If Lillard and McCollum played with a competent defensive big man to clean up their mistakes on the back end, they’d be as good as nearly anybody. As is, they have Hassan Whiteside (who is sometimes that guy and other times very much not that guy) and Zach Collins (a work in progress). Locking down Lillard and McCollum without a solid answer behind them is risky.

But at the end of the day, the Warriors are the only other team in the league that have true home-grown superstars. Portland is a small market and just watched the epic collapse of another one in OKC. They are fully aware of the issues that come along with not playing in New York or L.A. They’ve found two guys who not only like it there, but fully buy into the Portland program and are permanent fixtures in the community. Signing them both until 2025 gives their team a hard floor; barring injury, they’ll always range from good to elite, and a good chunk of the teams in the NBA would be ecstatic to have that kind of consistency and security.

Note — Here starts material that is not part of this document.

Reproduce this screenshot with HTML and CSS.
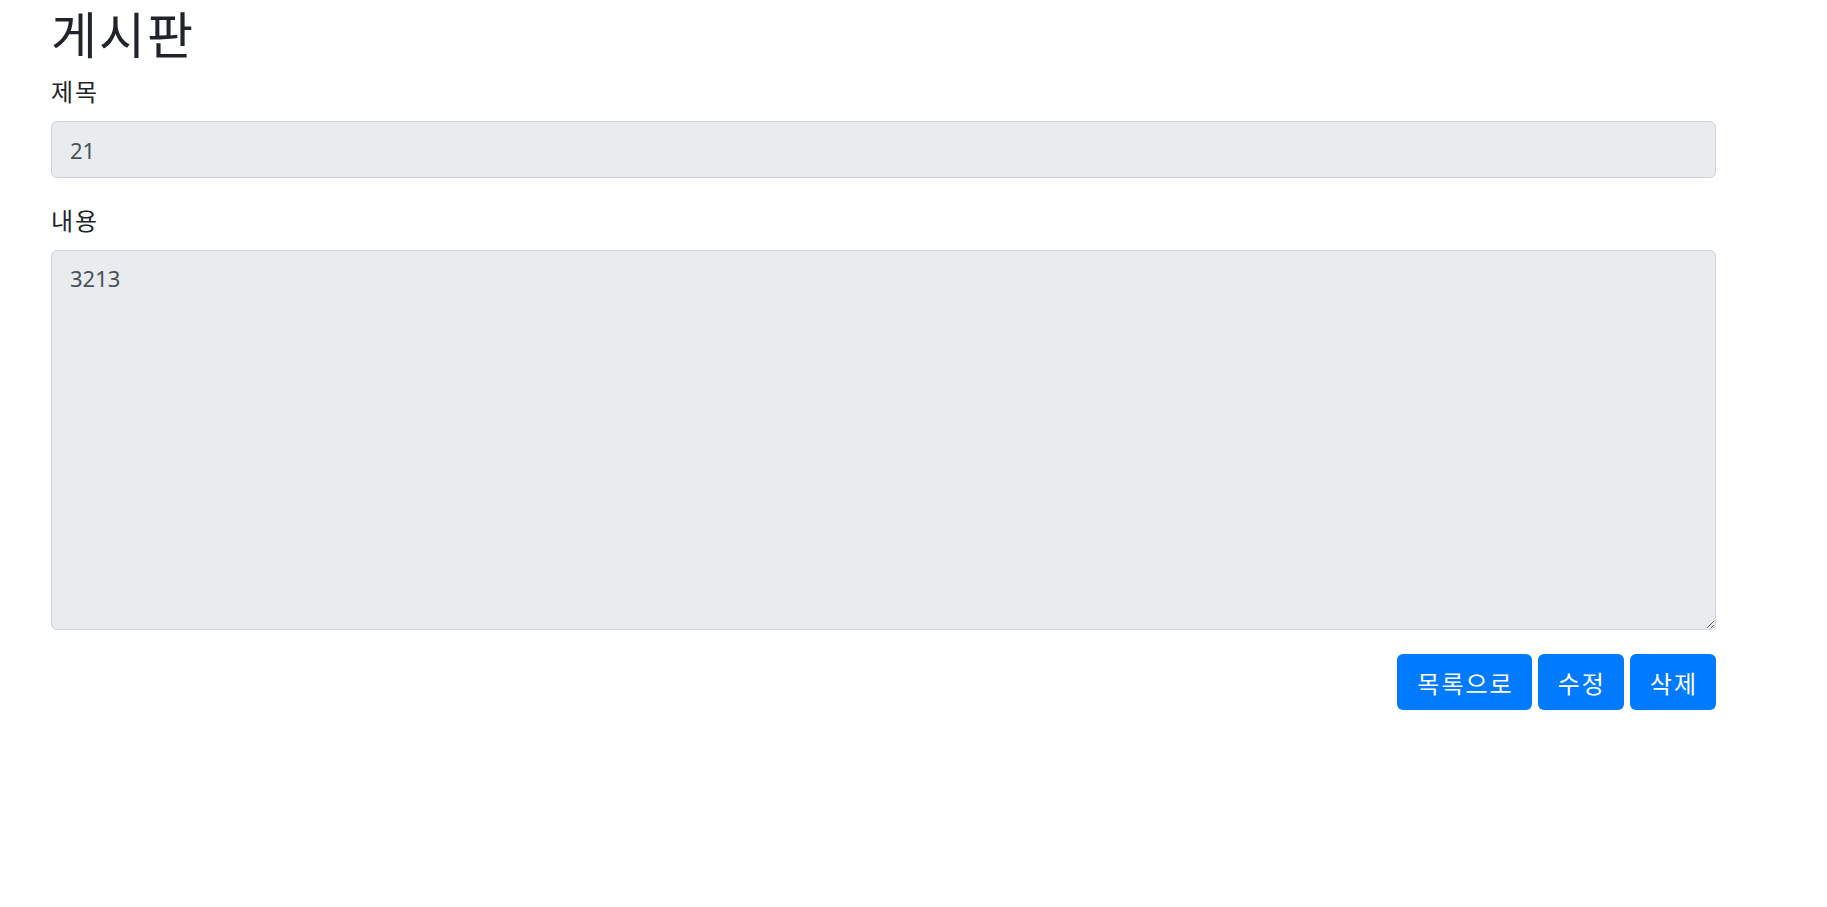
FILE: index.html
```html
<!DOCTYPE html>
<html lang="ko">

<head>
    <meta charset="UTF-8">
    <meta name="viewport" content="width=device-width, initial-scale=1.0">
    <title>게시판</title>
    <link rel="stylesheet" href="styles.css">
</head>

<body>
    <div class="container">
        <h1>게시판</h1>
        <form id="board-form">
            <div class="form-group">
                <label for="title">제목</label>
                <input type="text" id="title" class="form-control" value="21" readonly>
            </div>
            <div class="form-group">
                <label for="content">내용</label>
                <textarea id="content" class="form-control" rows="10" readonly>3213</textarea>
            </div>
            <div class="btn-row">
                <button type="button" class="btn">목록으로</button>
                <button type="button" class="btn">수정</button>
                <button type="button" class="btn">삭제</button>
            </div>
        </form>
    </div>
</body>

</html>
```

FILE: styles.css
```css
body {
    font-family: "Noto Sans", "Noto Sans CJK KR", sans-serif;
    margin: 0;
    color: #212529;
    background-color: #fff;
}

.container {
    width: 1665px;
    padding-left: 51px;
}

h1 {
    font-family: "Noto Sans CJK KR", sans-serif;
    font-size: 50px;
    font-weight: 400;
    letter-spacing: 2px;
    line-height: 64px;
    margin: 0 0 9px 0;
}

.form-group {
    margin-bottom: 24px;
}

label {
    display: block;
    font-family: "Noto Sans CJK KR", sans-serif;
    font-size: 24px;
    letter-spacing: 2px;
    line-height: 36px;
    margin-bottom: 12px;
}

.form-control {
    display: block;
    width: 100%;
    box-sizing: border-box;
    height: 57px;
    padding: 9px 18px;
    font-family: "Noto Sans", "Noto Sans CJK KR", sans-serif;
    font-size: 22px;
    line-height: 36px;
    color: #495057;
    background-color: #e9ecef;
    border: 1.5px solid #ced4da;
    border-radius: 6px;
    outline: none;
}

textarea.form-control {
    height: 380px;
    resize: vertical;
}

.btn-row {
    display: flex;
    justify-content: flex-end;
    gap: 6px;
}

.btn {
    height: 56px;
    padding: 0 18px 0 20px;
    font-family: "Noto Sans CJK KR", sans-serif;
    font-size: 24px;
    letter-spacing: 2px;
    color: #fff;
    background-color: #007bff;
    border: none;
    border-radius: 6px;
    cursor: pointer;
}

.btn:hover {
    background-color: #0069d9;
}
```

Will a Lillard/McCollum duo ever win a championship? Maybe. It might not be this year if Whiteside doesn’t buy in and after losing several key wings. But offense will never be an issue in Portland. Unless they’re playing another Warriors-esque superteam, they only need to be good enough on defense. And remember- all it takes is one ill-timed injury or one cold streak to turn things around in a playoff series. Portland hasn’t had much in the way of postseason luck over the last several years. Dame and C.J. may not be able to overcome that lack of luck, but they’ll ensure Portland will be present and have the chance to receive some, one way or the other.